Blog

2022-07-31 SSL and VPS

Relocated to a shiny new VPS, and got my SSL/HTTPS ducks in a row. I was on an S3-based static site, and SSL gets tricky there. I'm in no mood to wrestle with CloudFront.

2022-06-02 Newsy API Integration

Big kudos to Eric at Newsy, who helped me out with a new API integration. The most responsive customer service I have ever experienced. If you have a domain you aren't using, go have a look.

2022-05-03 CSS Layouts

Ok, I got bored with the tired old typical tables/rows/columns layout. With some ideas from other sites, I reworked the CSS cosmetics/layout. Plus, some of the article titles and associated URL's were long enough to really mess things up. The changes should hopefully make things easier to browse/scroll. I think I'm really just avoiding writing the Bayes "bag of words" algorithm that I really need. Too many false positives. I'm sure the Ulladulla Docker Junior AFL Club on the east coast of Australia is a fine sports league, but they really shouldn't be on my IT-based web page.

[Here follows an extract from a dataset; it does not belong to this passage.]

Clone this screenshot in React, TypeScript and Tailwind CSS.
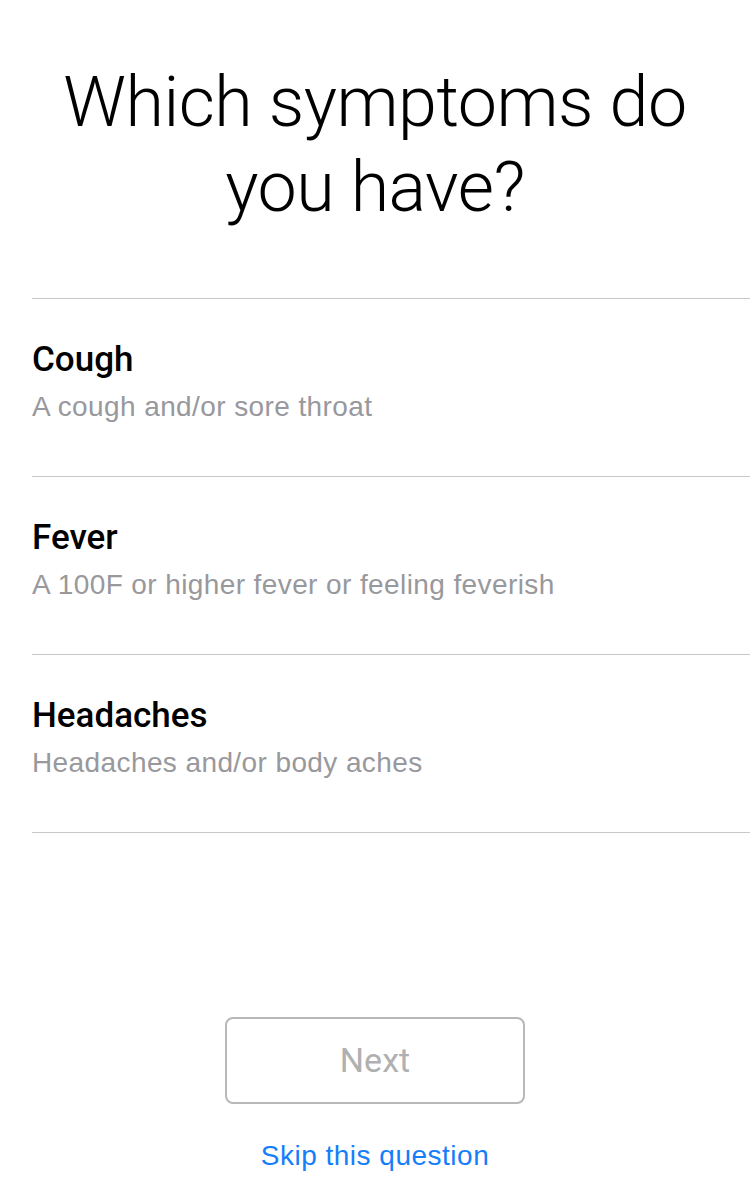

2022-01-28 The Follies of Simple Text Matching

This scraper portal, at its heart, is driven by a set of 40 or 50 keywords that I have chosen. These keywords are (surprise) usually technical and associated with Information Technology concepts, particular software or hardware, IT companies, and so forth. Using a simple text matching search results in some interesting false positives. After noticing some consistent patterns, I even use an "anti-keyword" list. If I find a page with a title or keywords that match my keyword, I also look for anti-keywords and identify the false positive that way. However, this just doesn't always work well enough.

Some examples:
One of my keywords is Raspberry PI (I built a PI Docker Swarm cluster, which part of this project is based on). I've seen these false positives: You'd be impressed by the number of recipes on the interwebs that mention raspberries.

Another keyword is AWS, which besides the obvious can also be the Animal Welfare Society of South Africa. There is also a company AWS Ocean Energy, specializing in marine energy systems.

Another is Docker. There is a popular Australian rules Football club called the Fremantle Dockers in Fremantle, Australia. I think this is rugby.

Another example is S3, the AWS Simple Storage Service. There are many online television series reviews and fan/info pages that mention S3 (season 3).

And yet another is Ubuntu (the operating System), which also apparently roughly means "humanity" in the Zulu language.

And a final example is Redshift, which besides being a cool AWS (Postgres!) database for analytics/OLAP is a term also used in astronomy and physics (which is where the AWS product name came from).

Apparently one way to solve this is the use of a Naive Bayesian "bag of words" algorithm, dealing with things like stop words and lemmatization. I have the algorithmic beginnings of this, and collect false positives in the hope that I can train the algorithm. But I'm still trying to grok the concepts. Any pointers or expertise are greatly appreciated.